Les Proies, un faux western, dont la Guerre de Sécession n'est au final qu'un lointain écho, presque un prétexte, qui offrirait à Eastwood l'opportunité d'incarner un personnage très antipathique à l'écran; loin des personnages à la virilité triomphante. Il est tout à fait raccord avec le désir et la vision de Don Siegel, qui veux tourner un film sombre, chargé de symbolisme, dans la tradition d'un Edgard Allan Poe. Ils sont si convaincu du ton et de l'orientation qu'ils souhaitent donner au film qu'ils prennent le contrepied de la première version du script livré par le scénariste Albert Maltz, qui prévoyait un Happy End, là où le personnage de Eastwood subit une fin tragique.
"Les femmes sont capables de tromperie, d’escroquerie, de meurtre, de tout. Derrière leur masque d’innocence se cache autant de scélératesse que vous pourriez en trouver chez un membre de la Mafia" lâchait Siegel en évoquant l'histoire du film. Pour le cinéaste, le sexe, la violence et la vengeance féminine sont au coeur du film, avec en fil rouge "le désir des femmes de castrer les hommes", au moins symboliquement, et incarné par une glaçante scène d'amputation qui suscite l'épouvante.

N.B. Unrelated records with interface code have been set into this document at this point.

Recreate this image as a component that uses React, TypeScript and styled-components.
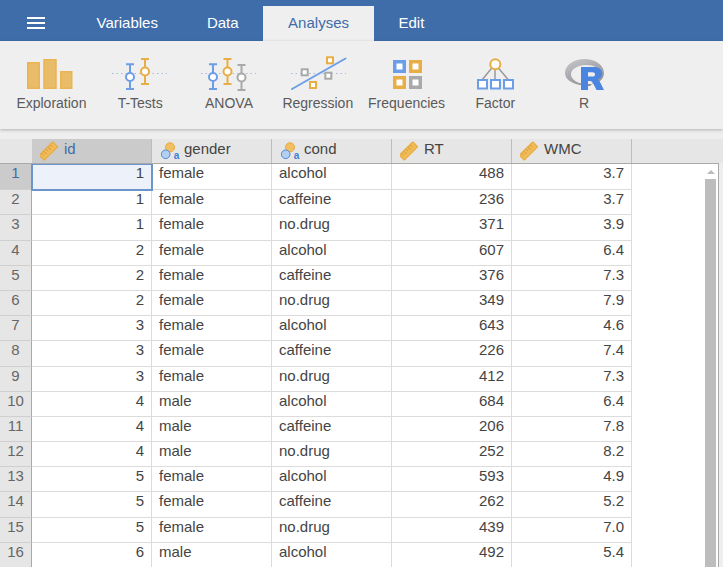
import React from "react"
import styled, { createGlobalStyle } from "styled-components"

const rows: [number, string, string, number, string][] = [
    [1, "female", "alcohol", 488, "3.7"],
    [1, "female", "caffeine", 236, "3.7"],
    [1, "female", "no.drug", 371, "3.9"],
    [2, "female", "alcohol", 607, "6.4"],
    [2, "female", "caffeine", 376, "7.3"],
    [2, "female", "no.drug", 349, "7.9"],
    [3, "female", "alcohol", 643, "4.6"],
    [3, "female", "caffeine", 226, "7.4"],
    [3, "female", "no.drug", 412, "7.3"],
    [4, "male", "alcohol", 684, "6.4"],
    [4, "male", "caffeine", 206, "7.8"],
    [4, "male", "no.drug", 252, "8.2"],
    [5, "female", "alcohol", 593, "4.9"],
    [5, "female", "caffeine", 262, "5.2"],
    [5, "female", "no.drug", 439, "7.0"],
    [6, "male", "alcohol", 492, "5.4"],
]

const BLUE = "#6c9ee8"
const ORANGE = "#e9ad45"
const GRAY = "#a9a9a9"

const ErrorBar: React.FC<{ x: number; top: number; bottom: number; cy: number; color: string }> = ({ x, top, bottom, cy, color }) => (
    <g stroke={color} strokeWidth="2" fill="none">
        <path d={`M${x - 4} ${top}H${x + 4}M${x} ${top}V${bottom}M${x - 4} ${bottom}H${x + 4}`} />
        <circle cx={x} cy={cy} r="4" fill="#fff" />
    </g>
)

const Dots: React.FC<{ from: number; to: number }> = ({ from, to }) => (
    <path d={`M${from} 73.5H${to}`} stroke="#a9bdd6" strokeWidth="1" strokeDasharray="1.5 3" />
)

const Square: React.FC<{ x: number; y: number; color: string }> = ({ x, y, color }) => (
    <rect x={x - 3} y={y - 3} width="6" height="6" fill="#fff" stroke={color} strokeWidth="2" />
)

const BigSquare: React.FC<{ x: number; y: number; color: string }> = ({ x, y, color }) => (
    <rect x={x + 1.75} y={y + 1.75} width="9.5" height="9.5" fill="#fff" stroke={color} strokeWidth="3.5" />
)

const SmallBox: React.FC<{ x: number }> = ({ x }) => (
    <rect x={x} y="80" width="9" height="8.5" fill="#fff" stroke={BLUE} strokeWidth="2" />
)

const ExplorationIcon = () => (
    <IconSvg viewBox="7 55 88 36">
        <g fill="#e9bc69" stroke="#ebb352" strokeWidth="1.5">
            <rect x="27.75" y="62.75" width="11.5" height="25.5" />
            <rect x="44" y="59.75" width="12" height="28.5" />
            <rect x="60.75" y="71.75" width="11" height="16.5" />
        </g>
    </IconSvg>
)

const TTestsIcon = () => (
    <IconSvg viewBox="96 55 88 36">
        <Dots from={112} to={167} />
        <ErrorBar x={130} top={64.3} bottom={89} cy={77} color={BLUE} />
        <ErrorBar x={145} top={59} bottom={84} cy={71.5} color={ORANGE} />
    </IconSvg>
)

const AnovaIcon = () => (
    <IconSvg viewBox="185 55 88 36">
        <Dots from={201} to={256} />
        <ErrorBar x={213} top={64.3} bottom={89} cy={77} color={BLUE} />
        <ErrorBar x={227.5} top={59} bottom={84} cy={71.5} color={ORANGE} />
        <ErrorBar x={241.5} top={65} bottom={90} cy={77.5} color={GRAY} />
    </IconSvg>
)

const RegressionIcon = () => (
    <IconSvg viewBox="274 55 88 36">
        <Dots from={291} to={346} />
        <path d="M292 89L345.5 58.5" stroke={BLUE} strokeWidth="2" strokeLinecap="round" />
        <Square x={304.7} y={72.3} color={GRAY} />
        <Square x={330} y={60.3} color={ORANGE} />
        <Square x={328.3} y={75.7} color={GRAY} />
        <Square x={313} y={85} color={ORANGE} />
    </IconSvg>
)

const FrequenciesIcon = () => (
    <IconSvg viewBox="362 55 88 36">
        <BigSquare x={392} y={60} color={BLUE} />
        <BigSquare x={408} y={60} color={ORANGE} />
        <BigSquare x={392} y={76} color={ORANGE} />
        <BigSquare x={408} y={76} color={GRAY} />
    </IconSvg>
)

const FactorIcon = () => (
    <IconSvg viewBox="451 55 88 36">
        <path d="M495 64L482 80M495 64V80M495 64L508.5 80" stroke="#9a9a9a" strokeWidth="1.5" fill="none" />
        <circle cx="495.3" cy="64.3" r="5" fill="#fff" stroke={ORANGE} strokeWidth="2" />
        <SmallBox x={478} />
        <SmallBox x={491} />
        <SmallBox x={504} />
    </IconSvg>
)

const RLogoIcon = () => (
    <IconSvg viewBox="540 55 88 36">
        <defs>
            <linearGradient id="rRing" x1="0" y1="0" x2="0.6" y2="1">
                <stop offset="0" stopColor="#c9c9cc" />
                <stop offset="1" stopColor="#8f9094" />
            </linearGradient>
        </defs>
        <path
            fillRule="evenodd"
            fill="url(#rRing)"
            d="M565 73C565 65 574 59 584.5 59C595 59 604 65 604 73C604 78 600 82 595 84L587 84C578 84 571 80 571 74C571 69 578 65 586 65C594 65 600 68 600 73C600 75 599 78 596 80L590 86C576 86 565 81 565 73Z"
        />
        <path
            fill="#4a86e0"
            fillRule="evenodd"
            d="M581 67H594C599 67 602 69.500 602 73.500C602 76.500 600.500 78.500 597.500 79.500C599 80.300 599.800 81.500 600.500 83L604 90H596.500L593.500 84C592.500 82 591.500 81 590 81H588V90H581ZM588 72.300V76.500H592.500C594.200 76.500 595 75.700 595 74.400C595 73.100 594.200 72.300 592.500 72.300Z"
        />
    </IconSvg>
)

const RulerIcon = () => (
    <HeaderSvg viewBox="0 0 20 20">
        <g transform="translate(-1 -0.5) rotate(-45 9.500 10.500)">
            <rect x="0" y="7" width="19" height="7" rx="0.500" fill="#f0bb57" stroke="#e9a93c" strokeWidth="1" />
            <path d="M3 7.500V10M6 7.500V11M9 7.500V10M12 7.500V11M15 7.500V10" stroke="#c98f2c" strokeWidth="0.800" />
        </g>
    </HeaderSvg>
)

const NominalIcon = () => (
    <HeaderSvg viewBox="0 0 20 20">
        <circle cx="10" cy="6.300" r="4.500" fill="#f2bf62" stroke="#e9a93c" strokeWidth="1" />
        <circle cx="5.700" cy="13.300" r="4.300" fill="#b4cff0" stroke="#4f8ad8" strokeWidth="1" />
        <IconLetter x="13.800" y="18">a</IconLetter>
    </HeaderSvg>
)

const tabs = ["Variables", "Data", "Analyses", "Edit"]

const tools: [string, React.FC][] = [
    ["Exploration", ExplorationIcon],
    ["T-Tests", TTestsIcon],
    ["ANOVA", AnovaIcon],
    ["Regression", RegressionIcon],
    ["Frequencies", FrequenciesIcon],
    ["Factor", FactorIcon],
    ["R", RLogoIcon],
]

const columns: [string, React.FC][] = [
    ["id", RulerIcon],
    ["gender", NominalIcon],
    ["cond", NominalIcon],
    ["RT", RulerIcon],
    ["WMC", RulerIcon],
]

const App: React.FC = () => {
    return (
        <Page>
            <GlobalStyle />
            <TopBar>
                <Burger>
                    <span />
                    <span />
                    <span />
                </Burger>
                {tabs.map((t) => (
                    <Tab key={t} $active={t === "Analyses"}>{t}</Tab>
                ))}
            </TopBar>
            <Ribbon>
                {tools.map(([label, Icon]) => (
                    <Tool key={label}>
                        <Icon />
                        <ToolLabel>{label}</ToolLabel>
                    </Tool>
                ))}
            </Ribbon>
            <Sheet>
                <HeaderRow>
                    <Corner />
                    {columns.map(([name, Icon], i) => (
                        <HeaderCell key={name} $selected={i === 0}>
                            <Icon />
                            <HeaderLabel>{name}</HeaderLabel>
                        </HeaderCell>
                    ))}
                </HeaderRow>
                <Body>
                    {rows.map((r, i) => (
                        <Row key={i}>
                            <RowNumber $selected={i === 0}>{i + 1}</RowNumber>
                            <Cell $numeric $selected={i === 0}>{r[0]}</Cell>
                            <Cell>{r[1]}</Cell>
                            <Cell>{r[2]}</Cell>
                            <Cell $numeric>{r[3]}</Cell>
                            <Cell $numeric>{r[4]}</Cell>
                        </Row>
                    ))}
                    <Scrollbar>
                        <ArrowUp />
                        <Thumb />
                    </Scrollbar>
                </Body>
            </Sheet>
        </Page>
    )
}
export default App

const GlobalStyle = createGlobalStyle`
    html, body {
        margin: 0;
        padding: 0;
        background: #eeeeee;
    }
    body {
        font-family: "Liberation Sans", Arial, sans-serif;
    }
`
const Page = styled.div`
    width: 723px;
    height: 567px;
    overflow: hidden;
    display: flex;
    flex-direction: column;
    background: #eeeeee;
`
const TopBar = styled.div`
    height: 41px;
    flex-shrink: 0;
    display: flex;
    align-items: flex-end;
    background: #3e6da9;
`
const Burger = styled.div`
    width: 72px;
    height: 41px;
    box-sizing: border-box;
    padding: 17px 0 0 27px;
    display: flex;
    flex-direction: column;
    gap: 3px;

    span {
        display: block;
        width: 18px;
        height: 2px;
        background: #fff;
    }
`
const Tab = styled.div<{ $active?: boolean }>`
    height: 35px;
    box-sizing: border-box;
    padding: 0 ${(p) => (p.$active ? "25px" : "24.5px")};
    font-size: 15px;
    line-height: 34px;
    color: ${(p) => (p.$active ? "#3e6da9" : "#fff")};
    background: ${(p) => (p.$active ? "#efefef" : "transparent")};
`
const Ribbon = styled.div`
    height: 88px;
    flex-shrink: 0;
    box-sizing: border-box;
    padding-left: 7px;
    display: flex;
    background: #efefef;
    box-shadow: 0 1px 3px rgba(0, 0, 0, 0.25);
    position: relative;
    z-index: 1;
`
const Tool = styled.div`
    width: 88.8px;
    padding-top: 14px;
    display: flex;
    flex-direction: column;
    align-items: center;
`
const IconSvg = styled.svg`
    width: 88px;
    height: 36px;
    flex-shrink: 0;
`
const ToolLabel = styled.div`
    margin-top: 3px;
    font-size: 14px;
    line-height: 18px;
    color: #5a5a5a;
    white-space: nowrap;
`
const Sheet = styled.div`
    margin-top: 10px;
    display: flex;
    flex-direction: column;
    flex: 1;
    min-height: 0;
`
const HeaderRow = styled.div`
    height: 24px;
    flex-shrink: 0;
    display: grid;
    grid-template-columns: 32px repeat(5, 120px);
    background: #e6e6e6;
`
const Corner = styled.div`
    background: #e6e6e6;
`
const HeaderCell = styled.div<{ $selected?: boolean }>`
    display: flex;
    align-items: flex-start;
    gap: 4px;
    box-sizing: border-box;
    padding: 2px 0 0 8px;
    font-size: 15px;
    line-height: 18px;
    color: ${(p) => (p.$selected ? "#3e6da9" : "#444")};
    background: ${(p) => (p.$selected ? "#cbcbcb" : "transparent")};
    border-right: 1px solid #bdbdbd;
`
const HeaderLabel = styled.span`
    margin-top: -1px;
`
const HeaderSvg = styled.svg`
    width: 20px;
    height: 20px;
    flex-shrink: 0;
`
const IconLetter = styled.text`
    font-family: "Liberation Sans", Arial, sans-serif;
    font-size: 10px;
    font-weight: 700;
    fill: #3f7fd6;
`
const Body = styled.div`
    position: relative;
    flex: 1;
    min-height: 0;
    width: 719px;
    box-sizing: border-box;
    overflow: hidden;
    background: #fff;
    border-top: 1px solid #a9a9a9;
    border-right: 1px solid #a9a9a9;
`
const Row = styled.div`
    display: grid;
    grid-template-columns: 32px repeat(5, 120px);
    height: 25.2px;
    font-size: 15px;
    line-height: 18px;
    color: #444;

    &:first-child {
        height: 26.2px;
    }
`
const RowNumber = styled.div<{ $selected?: boolean }>`
    box-sizing: border-box;
    text-align: center;
    color: ${(p) => (p.$selected ? "#3e6da9" : "#666")};
    background: ${(p) => (p.$selected ? "#cbcbcb" : "#e6e6e6")};
    border-right: 1px solid #a9a9a9;
    border-bottom: 1px solid #cfcfcf;
`
const Cell = styled.div<{ $numeric?: boolean; $selected?: boolean }>`
    box-sizing: border-box;
    padding-left: 7px;
    padding-right: 7px;
    text-align: ${(p) => (p.$numeric ? "right" : "left")};
    border-right: 1px solid #dcdcdc;
    border-bottom: 1px solid #dcdcdc;
    background: ${(p) => (p.$selected ? "#edf1fa" : "transparent")};
    ${(p) => p.$selected && `
        position: relative;
        outline: 2px solid #6c95cc;
        outline-offset: -1px;
    `}
`
const Scrollbar = styled.div`
    position: absolute;
    top: 0;
    right: 0;
    bottom: 0;
    width: 14px;
    background: #fff;
`
const ArrowUp = styled.div`
    width: 0;
    height: 0;
    margin: 6px 0 0 3px;
    border-left: 4px solid transparent;
    border-right: 4px solid transparent;
    border-bottom: 4px solid #bbb;
`
const Thumb = styled.div`
    margin: 5px 0 0 1px;
    width: 11px;
    height: 500px;
    background: #bdbdbd;
`
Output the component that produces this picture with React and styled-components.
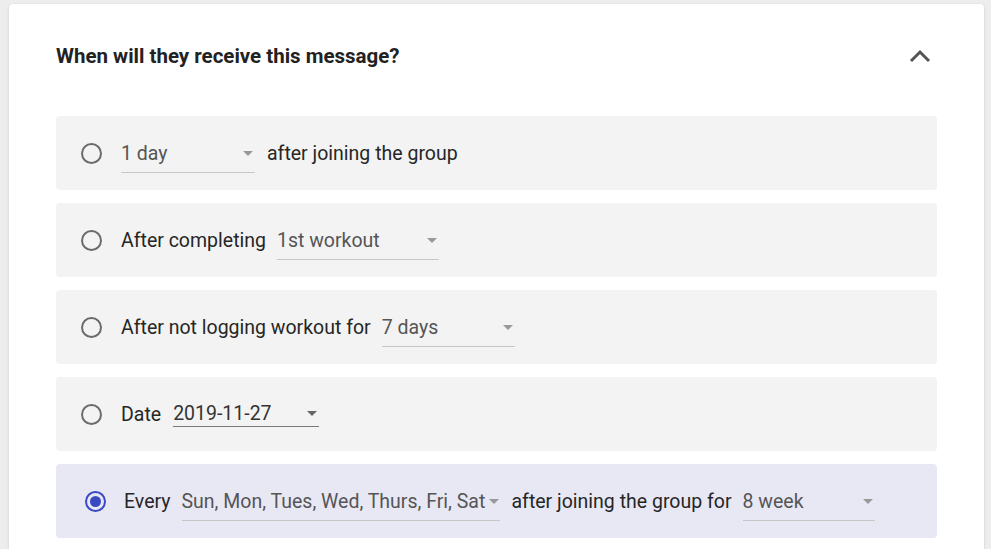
import React, { useState } from 'react';
import styled, { createGlobalStyle } from 'styled-components';

const GlobalStyle = createGlobalStyle`
  * {
    margin: 0;
    padding: 0;
    box-sizing: border-box;
  }

  body {
    font-family: Roboto, 'Liberation Sans', sans-serif;
    background: #ededed;
    color: #222;
    overflow: hidden;
  }
`;

const Card = styled.section`
  margin: 4px 0 0 9px;
  width: 975px;
  min-height: 560px;
  background: #fff;
  border-radius: 4px;
  box-shadow: 0 1px 3px rgba(0, 0, 0, 0.14);
  padding: 36px 47px 47px;
`;

const Header = styled.header`
  display: flex;
  align-items: center;
  justify-content: space-between;
  height: 32px;
  margin-bottom: 44px;

  h2 {
    font-size: 20.5px;
    font-weight: 700;
    color: #222;
  }
`;

const Collapse = styled.button`
  background: none;
  border: none;
  width: 22px;
  height: 14px;
  margin-right: 6px;
  cursor: pointer;
  display: flex;
  align-items: center;
  justify-content: center;
`;

const Options = styled.div`
  display: flex;
  flex-direction: column;
  gap: 13px;
`;

const Row = styled.label`
  display: flex;
  align-items: center;
  height: 74px;
  padding-left: ${p => (p.$active ? 29 : 25)}px;
  background: ${p => (p.$active ? '#e8e8f5' : '#f3f3f3')};
  border-radius: 4px;
  font-size: 19.5px;
  color: #262626;
  cursor: pointer;
`;

const Radio = styled.span`
  width: 21px;
  height: 21px;
  border-radius: 50%;
  border: 2px solid ${p => (p.$checked ? '#3949c4' : '#6b6b6b')};
  display: flex;
  align-items: center;
  justify-content: center;
  margin-right: ${p => (p.$checked ? 18 : 19)}px;
  flex-shrink: 0;

  &::after {
    content: '';
    width: 11px;
    height: 11px;
    border-radius: 50%;
    background: #3949c4;
    display: ${p => (p.$checked ? 'block' : 'none')};
  }
`;

const Text = styled.span`
  white-space: nowrap;
`;

const Select = styled.span`
  display: inline-flex;
  align-items: center;
  justify-content: space-between;
  width: ${p => p.$width}px;
  height: ${p => (p.$dense ? 26 : 40)}px;
  margin: ${p => (p.$dense ? '0 0 0 12px' : '0 12px 0 11px')};
  border-bottom: 1px solid ${p => (p.$dense ? '#7a7a7a' : '#c6c6c6')};
  color: ${p => (p.$dense ? '#333' : '#555')};
  white-space: nowrap;
  padding-top: ${p => (p.$dense ? 0 : 1)}px;
  flex-shrink: 0;

  &::after {
    content: '';
    width: 0;
    height: 0;
    margin-left: 4px;
    margin-right: 2px;
    border-left: 5px solid transparent;
    border-right: 5px solid transparent;
    border-top: 5px solid ${p => (p.$dense ? '#666' : '#999')};
  }
`;

const LeadSelect = styled(Select)`
  margin-left: 0;
`;

function Chevron() {
  return (
    <svg width="22" height="14" viewBox="0 0 22 14">
      <polyline points="2,12 11,3 20,12" fill="none" stroke="#555" strokeWidth="3" />
    </svg>
  );
}

export default function App() {
  const [choice, setChoice] = useState(4);

  return (
    <>
      <GlobalStyle />
      <Card>
        <Header>
          <h2>When will they receive this message?</h2>
          <Collapse aria-label="Collapse">
            <Chevron />
          </Collapse>
        </Header>

        <Options>
          <Row $active={choice === 0} onClick={() => setChoice(0)}>
            <Radio $checked={choice === 0} />
            <LeadSelect $width={134}>1 day</LeadSelect>
            <Text>after joining the group</Text>
          </Row>

          <Row $active={choice === 1} onClick={() => setChoice(1)}>
            <Radio $checked={choice === 1} />
            <Text>After completing</Text>
            <Select $width={162}>1st workout</Select>
          </Row>

          <Row $active={choice === 2} onClick={() => setChoice(2)}>
            <Radio $checked={choice === 2} />
            <Text>After not logging workout for</Text>
            <Select $width={133}>7 days</Select>
          </Row>

          <Row $active={choice === 3} onClick={() => setChoice(3)}>
            <Radio $checked={choice === 3} />
            <Text>Date</Text>
            <Select $width={146} $dense>2019-11-27</Select>
          </Row>

          <Row $active={choice === 4} onClick={() => setChoice(4)}>
            <Radio $checked={choice === 4} />
            <Text>Every</Text>
            <Select $width={318}>Sun, Mon, Tues, Wed, Thurs, Fri, Sat</Select>
            <Text>after joining the group for</Text>
            <Select $width={132}>8 week</Select>
          </Row>
        </Options>
      </Card>
    </>
  );
}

Avec Bruce Surtees, connu pour être un excellent technicien, mais n'ayant jamais travaillé auparavant comme directeur de la photographie. Siegel a trouvé en lui l'homme qu'il fallait pour rendre cette atmosphère lugubre. Bruce Surtees, fils du grand directeur de la photographie Robert Surtees, parvient ainsi à travailler avec un miminum d'éclairage, ce qui lui a d'ailleurs valu le surnom sympathique de "Prince des ténèbres".
Echec au Box Office américain
Eastwood et Siegel carressent l'idée d'éventuellement présenter le film à l'un des grands festivals, -pourquoi pas Cannes, comme le suggère Pierre Rissient ?- mais les responsables des studios Universal refusent. C'est que la Major sue à grosses gouttes : le sujet du film n'est pas franchement commercial... Elle veut d'abord connaître la réaction du public américain, qui rejette malheureusement le film. Siegel en impute de son côté la responsabilité à Universal, l'accusant d'avoir sciemment induit en erreur le public avec son matériel promotionnel; laissant croire qu'il s'agissait d'un film d'action.
Les Proies rapporta moins de un million de $ de recettes. Une gifle cinglante, qui vaut aussi pour Clint Eastwood, qui tentait d'incarner là un personnage aux antipodes des précédents. Non sans une certaine ironie, c'est avec L'inspecteur Harry, sorti en décembre 1971 et tourné après Les Proies, quintessence même du héros viril à la mâchoire serrée, cynique, violent et misogyne, que Clint Eastwood retrouvera le succès et regagnera le coeur de son public déboussolé par son rôle dans Les Proies, qui reste, 46 ans après sa sortie, un authentique chef-d'oeuvre. Vous savez ce qu'il vous reste à faire si vous ne l'avez jamais vu.